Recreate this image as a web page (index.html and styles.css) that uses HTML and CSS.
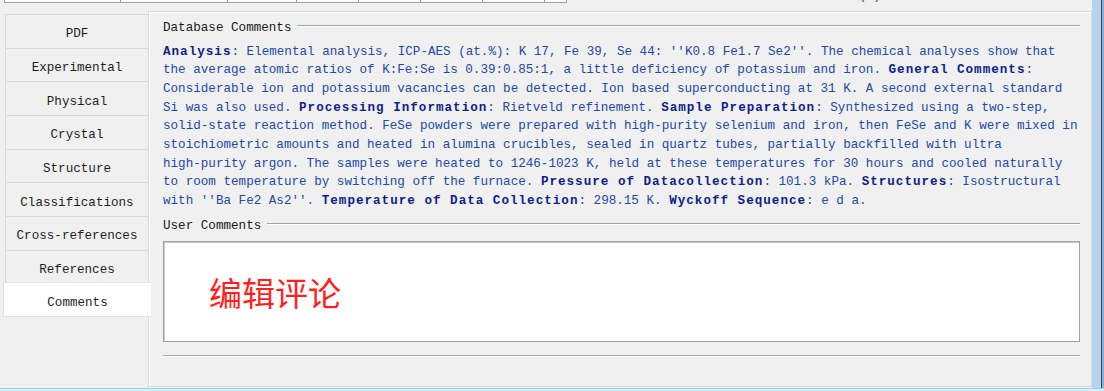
FILE: index.html
```html
<!DOCTYPE html>
<html>
<head>
<meta charset="utf-8">
<link rel="stylesheet" href="styles.css">
</head>
<body>
<div class="app">
  <div class="row">
    <div class="left">
      <div class="topstrip">
        <div class="cell w116"></div>
        <div class="cell w107"></div>
        <div class="cell w69"></div>
        <div class="cell w62"></div>
        <div class="cell w62"></div>
        <div class="cell w62"></div>
        <div class="cell w62"></div>
        <div class="cell w22"></div>
        <span class="paren">( )</span>
      </div>
      <div class="main">
        <div class="tabs">
          <div class="tab">PDF</div>
          <div class="tab">Experimental</div>
          <div class="tab">Physical</div>
          <div class="tab">Crystal</div>
          <div class="tab">Structure</div>
          <div class="tab">Classifications</div>
          <div class="tab">Cross-references</div>
          <div class="tab">References</div>
          <div class="tab active">Comments</div>
        </div>
        <div class="panel">
          <div class="heading"><span>Database Comments</span><span class="rule"></span></div>
          <p class="comments"><b>Analysis</b>: Elemental analysis, ICP-AES (at.%): K 17, Fe 39, Se 44: ''K0.8 Fe1.7 Se2''. The chemical analyses show that<br>the average atomic ratios of K:Fe:Se is 0.39:0.85:1, a little deficiency of potassium and iron. <b>General Comments</b>:<br>Considerable ion and potassium vacancies can be detected. Ion based superconducting at 31 K. A second external standard<br>Si was also used. <b>Processing Information</b>: Rietveld refinement. <b>Sample Preparation</b>: Synthesized using a two-step,<br>solid-state reaction method. FeSe powders were prepared with high-purity selenium and iron, then FeSe and K were mixed in<br>stoichiometric amounts and heated in alumina crucibles, sealed in quartz tubes, partially backfilled with ultra<br>high-purity argon. The samples were heated to 1246-1023 K, held at these temperatures for 30 hours and cooled naturally<br>to room temperature by switching off the furnace. <b>Pressure of Datacollection</b>: 101.3 kPa. <b>Structures</b>: Isostructural<br>with ''Ba Fe2 As2''. <b>Temperature of Data Collection</b>: 298.15 K. <b>Wyckoff Sequence</b>: e d a.</p>
          <div class="heading h2"><span>User Comments</span><span class="rule"></span></div>
          <div class="userbox"><span class="note">编辑评论</span></div>
          <div class="separator"></div>
        </div>
      </div>
    </div>
    <div class="frame">
      <div class="f1"></div>
      <div class="f2"></div>
      <div class="f3"></div>
    </div>
  </div>
  <div class="bottomline"></div>
</div>
</body>
</html>
```
FILE: styles.css
```css
html, body {
  margin: 0;
  padding: 0;
  background: #f0f0f0;
}
body {
  width: 1104px;
  height: 391px;
  overflow: hidden;
  font-family: "Liberation Mono", "DejaVu Sans Mono", monospace;
  font-size: 12.6px;
}
.app {
  display: flex;
  flex-direction: column;
  width: 1104px;
  height: 391px;
}
.row {
  display: flex;
  height: 388px;
}
.left {
  width: 1092px;
  display: flex;
  flex-direction: column;
}
.topstrip {
  height: 3px;
  display: flex;
  align-items: flex-start;
  padding-left: 4px;
  overflow: hidden;
}
.cell {
  height: 2px;
  background: #fbfbfb;
  border-left: 1px solid #a0a0a0;
  border-bottom: 1px solid #a0a0a0;
}
.cell:last-of-type { border-right: 1px solid #a0a0a0; }
.w116 { width: 115px; }
.w107 { width: 106px; }
.w69 { width: 68px; }
.w62 { width: 61px; }
.w22 { width: 21px; }
.paren {
  margin-left: 292px;
  margin-top: -10px;
  font-size: 12px;
  line-height: 12px;
  color: #444;
}
.main {
  height: 385px;
  display: flex;
  align-items: flex-start;
  padding-top: 8px;
  box-sizing: border-box;
}
.tabs {
  width: 148px;
  flex: none;
  padding-top: 3px;
  padding-left: 5px;
  box-sizing: border-box;
  display: flex;
  flex-direction: column;
}
.tab {
  height: 33.7px;
  box-sizing: border-box;
  border: 1px solid #dadada;
  border-right: none;
  border-bottom: none;
  padding-top: 6px;
  display: flex;
  align-items: center;
  justify-content: center;
  color: #1e1e1e;
  line-height: 16px;
  white-space: nowrap;
}
.tab.active {
  position: relative;
  z-index: 1;
  background: #ffffff;
  margin: -2px 0 0 -2px;
  width: 148px;
  height: 35px;
  padding-top: 7px;
  border: 1px solid #e2e2e2;
  border-right: none;
}
.panel {
  flex: 1;
  height: 376px;
  box-sizing: border-box;
  border: 1px solid #d9d9d9;
  box-shadow: inset 1px 1px 0 #ffffff;
  background: #f0f0f0;
  padding: 8px 11px 0 14px;
  display: flex;
  flex-direction: column;
}
.heading {
  display: flex;
  align-items: flex-start;
  height: 16px;
  line-height: 16px;
  color: #1a1a1a;
  white-space: nowrap;
}
.rule {
  flex: 1;
  margin-top: 5px;
  margin-left: 6px;
  border-top: 1px solid #a3a3a3;
  border-bottom: 1px solid #ffffff;
}
.h2 { margin-top: 7.2px; }
.comments {
  margin: 6.5px 0 0 0;
  line-height: 18.7px;
  color: #2249a6;
  white-space: nowrap;
}
.comments b {
  color: #0c1f8c;
  font-weight: bold;
  letter-spacing: 1px;
}
.userbox {
  margin-top: 7px;
  height: 101px;
  box-sizing: border-box;
  background: #ffffff;
  border: 1px solid #9ea2a7;
  box-shadow: inset 1px 1px 0 #c9c9c9;
  padding: 34px 0 0 45px;
}
.note {
  font-family: "Noto Sans CJK SC", "Noto Sans", sans-serif;
  font-size: 33px;
  line-height: 33px;
  color: #ff1f1f;
}
.separator {
  margin-top: 13px;
  border-top: 1px solid #a5a5a5;
  border-bottom: 1px solid #ffffff;
}
.frame {
  width: 12px;
  display: flex;
}
.f1 { width: 9px; background: #b9d1ea; }
.f2 { width: 1px; background: #34465a; }
.f3 { width: 2px; background: #8fb0d2; }
.bottomline {
  height: 3px;
  box-sizing: border-box;
  border-top: 1px solid #95d2f1;
  background: #d6eefa;
}
```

+===+

- Exercise task
Set the data above down again exactly as given, with no pictures.

- Result
Recreate this image as a web page (index.html and styles.css) that uses HTML and CSS.
FILE: index.html
```html
<!DOCTYPE html>
<html>
<head>
<meta charset="utf-8">
<link rel="stylesheet" href="styles.css">
</head>
<body>
<div class="app">
  <div class="row">
    <div class="left">
      <div class="topstrip">
        <div class="cell w116"></div>
        <div class="cell w107"></div>
        <div class="cell w69"></div>
        <div class="cell w62"></div>
        <div class="cell w62"></div>
        <div class="cell w62"></div>
        <div class="cell w62"></div>
        <div class="cell w22"></div>
        <span class="paren">( )</span>
      </div>
      <div class="main">
        <div class="tabs">
          <div class="tab">PDF</div>
          <div class="tab">Experimental</div>
          <div class="tab">Physical</div>
          <div class="tab">Crystal</div>
          <div class="tab">Structure</div>
          <div class="tab">Classifications</div>
          <div class="tab">Cross-references</div>
          <div class="tab">References</div>
          <div class="tab active">Comments</div>
        </div>
        <div class="panel">
          <div class="heading"><span>Database Comments</span><span class="rule"></span></div>
          <p class="comments"><b>Analysis</b>: Elemental analysis, ICP-AES (at.%): K 17, Fe 39, Se 44: ''K0.8 Fe1.7 Se2''. The chemical analyses show that<br>the average atomic ratios of K:Fe:Se is 0.39:0.85:1, a little deficiency of potassium and iron. <b>General Comments</b>:<br>Considerable ion and potassium vacancies can be detected. Ion based superconducting at 31 K. A second external standard<br>Si was also used. <b>Processing Information</b>: Rietveld refinement. <b>Sample Preparation</b>: Synthesized using a two-step,<br>solid-state reaction method. FeSe powders were prepared with high-purity selenium and iron, then FeSe and K were mixed in<br>stoichiometric amounts and heated in alumina crucibles, sealed in quartz tubes, partially backfilled with ultra<br>high-purity argon. The samples were heated to 1246-1023 K, held at these temperatures for 30 hours and cooled naturally<br>to room temperature by switching off the furnace. <b>Pressure of Datacollection</b>: 101.3 kPa. <b>Structures</b>: Isostructural<br>with ''Ba Fe2 As2''. <b>Temperature of Data Collection</b>: 298.15 K. <b>Wyckoff Sequence</b>: e d a.</p>
          <div class="heading h2"><span>User Comments</span><span class="rule"></span></div>
          <div class="userbox"><span class="note">编辑评论</span></div>
          <div class="separator"></div>
        </div>
      </div>
    </div>
    <div class="frame">
      <div class="f1"></div>
      <div class="f2"></div>
      <div class="f3"></div>
    </div>
  </div>
  <div class="bottomline"></div>
</div>
</body>
</html>
```
FILE: styles.css
```css
html, body {
  margin: 0;
  padding: 0;
  background: #f0f0f0;
}
body {
  width: 1104px;
  height: 391px;
  overflow: hidden;
  font-family: "Liberation Mono", "DejaVu Sans Mono", monospace;
  font-size: 12.6px;
}
.app {
  display: flex;
  flex-direction: column;
  width: 1104px;
  height: 391px;
}
.row {
  display: flex;
  height: 388px;
}
.left {
  width: 1092px;
  display: flex;
  flex-direction: column;
}
.topstrip {
  height: 3px;
  display: flex;
  align-items: flex-start;
  padding-left: 4px;
  overflow: hidden;
}
.cell {
  height: 2px;
  background: #fbfbfb;
  border-left: 1px solid #a0a0a0;
  border-bottom: 1px solid #a0a0a0;
}
.cell:last-of-type { border-right: 1px solid #a0a0a0; }
.w116 { width: 115px; }
.w107 { width: 106px; }
.w69 { width: 68px; }
.w62 { width: 61px; }
.w22 { width: 21px; }
.paren {
  margin-left: 292px;
  margin-top: -10px;
  font-size: 12px;
  line-height: 12px;
  color: #444;
}
.main {
  height: 385px;
  display: flex;
  align-items: flex-start;
  padding-top: 8px;
  box-sizing: border-box;
}
.tabs {
  width: 148px;
  flex: none;
  padding-top: 3px;
  padding-left: 5px;
  box-sizing: border-box;
  display: flex;
  flex-direction: column;
}
.tab {
  height: 33.7px;
  box-sizing: border-box;
  border: 1px solid #dadada;
  border-right: none;
  border-bottom: none;
  padding-top: 6px;
  display: flex;
  align-items: center;
  justify-content: center;
  color: #1e1e1e;
  line-height: 16px;
  white-space: nowrap;
}
.tab.active {
  position: relative;
  z-index: 1;
  background: #ffffff;
  margin: -2px 0 0 -2px;
  width: 148px;
  height: 35px;
  padding-top: 7px;
  border: 1px solid #e2e2e2;
  border-right: none;
}
.panel {
  flex: 1;
  height: 376px;
  box-sizing: border-box;
  border: 1px solid #d9d9d9;
  box-shadow: inset 1px 1px 0 #ffffff;
  background: #f0f0f0;
  padding: 8px 11px 0 14px;
  display: flex;
  flex-direction: column;
}
.heading {
  display: flex;
  align-items: flex-start;
  height: 16px;
  line-height: 16px;
  color: #1a1a1a;
  white-space: nowrap;
}
.rule {
  flex: 1;
  margin-top: 5px;
  margin-left: 6px;
  border-top: 1px solid #a3a3a3;
  border-bottom: 1px solid #ffffff;
}
.h2 { margin-top: 7.2px; }
.comments {
  margin: 6.5px 0 0 0;
  line-height: 18.7px;
  color: #2249a6;
  white-space: nowrap;
}
.comments b {
  color: #0c1f8c;
  font-weight: bold;
  letter-spacing: 1px;
}
.userbox {
  margin-top: 7px;
  height: 101px;
  box-sizing: border-box;
  background: #ffffff;
  border: 1px solid #9ea2a7;
  box-shadow: inset 1px 1px 0 #c9c9c9;
  padding: 34px 0 0 45px;
}
.note {
  font-family: "Noto Sans CJK SC", "Noto Sans", sans-serif;
  font-size: 33px;
  line-height: 33px;
  color: #ff1f1f;
}
.separator {
  margin-top: 13px;
  border-top: 1px solid #a5a5a5;
  border-bottom: 1px solid #ffffff;
}
.frame {
  width: 12px;
  display: flex;
}
.f1 { width: 9px; background: #b9d1ea; }
.f2 { width: 1px; background: #34465a; }
.f3 { width: 2px; background: #8fb0d2; }
.bottomline {
  height: 3px;
  box-sizing: border-box;
  border-top: 1px solid #95d2f1;
  background: #d6eefa;
}
```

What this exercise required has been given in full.